- [Written task]:
Set down the material below word for word, excluding the pictures.

────────────────

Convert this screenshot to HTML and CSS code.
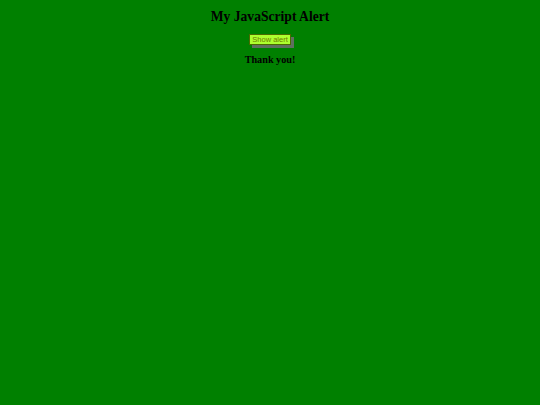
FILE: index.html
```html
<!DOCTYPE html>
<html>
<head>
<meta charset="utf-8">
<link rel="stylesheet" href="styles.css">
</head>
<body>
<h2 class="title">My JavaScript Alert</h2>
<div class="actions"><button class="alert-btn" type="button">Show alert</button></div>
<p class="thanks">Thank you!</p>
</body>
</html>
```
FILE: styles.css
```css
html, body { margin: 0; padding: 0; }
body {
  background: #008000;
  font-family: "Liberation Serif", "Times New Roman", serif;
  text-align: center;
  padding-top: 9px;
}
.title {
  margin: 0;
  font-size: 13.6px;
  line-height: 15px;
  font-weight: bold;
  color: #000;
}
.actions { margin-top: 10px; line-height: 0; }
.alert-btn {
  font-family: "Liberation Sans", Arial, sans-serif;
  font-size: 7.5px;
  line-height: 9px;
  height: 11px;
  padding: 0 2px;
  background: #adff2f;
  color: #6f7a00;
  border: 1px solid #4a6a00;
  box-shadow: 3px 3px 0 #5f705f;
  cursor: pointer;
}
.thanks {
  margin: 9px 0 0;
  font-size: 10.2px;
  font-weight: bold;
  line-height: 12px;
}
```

────────────────

- [Worked answer]:
Convert this screenshot to HTML and CSS code.
FILE: index.html
```html
<!DOCTYPE html>
<html>
<head>
<meta charset="utf-8">
<link rel="stylesheet" href="styles.css">
</head>
<body>
<h2 class="title">My JavaScript Alert</h2>
<div class="actions"><button class="alert-btn" type="button">Show alert</button></div>
<p class="thanks">Thank you!</p>
</body>
</html>
```
FILE: styles.css
```css
html, body { margin: 0; padding: 0; }
body {
  background: #008000;
  font-family: "Liberation Serif", "Times New Roman", serif;
  text-align: center;
  padding-top: 9px;
}
.title {
  margin: 0;
  font-size: 13.6px;
  line-height: 15px;
  font-weight: bold;
  color: #000;
}
.actions { margin-top: 10px; line-height: 0; }
.alert-btn {
  font-family: "Liberation Sans", Arial, sans-serif;
  font-size: 7.5px;
  line-height: 9px;
  height: 11px;
  padding: 0 2px;
  background: #adff2f;
  color: #6f7a00;
  border: 1px solid #4a6a00;
  box-shadow: 3px 3px 0 #5f705f;
  cursor: pointer;
}
.thanks {
  margin: 9px 0 0;
  font-size: 10.2px;
  font-weight: bold;
  line-height: 12px;
}
```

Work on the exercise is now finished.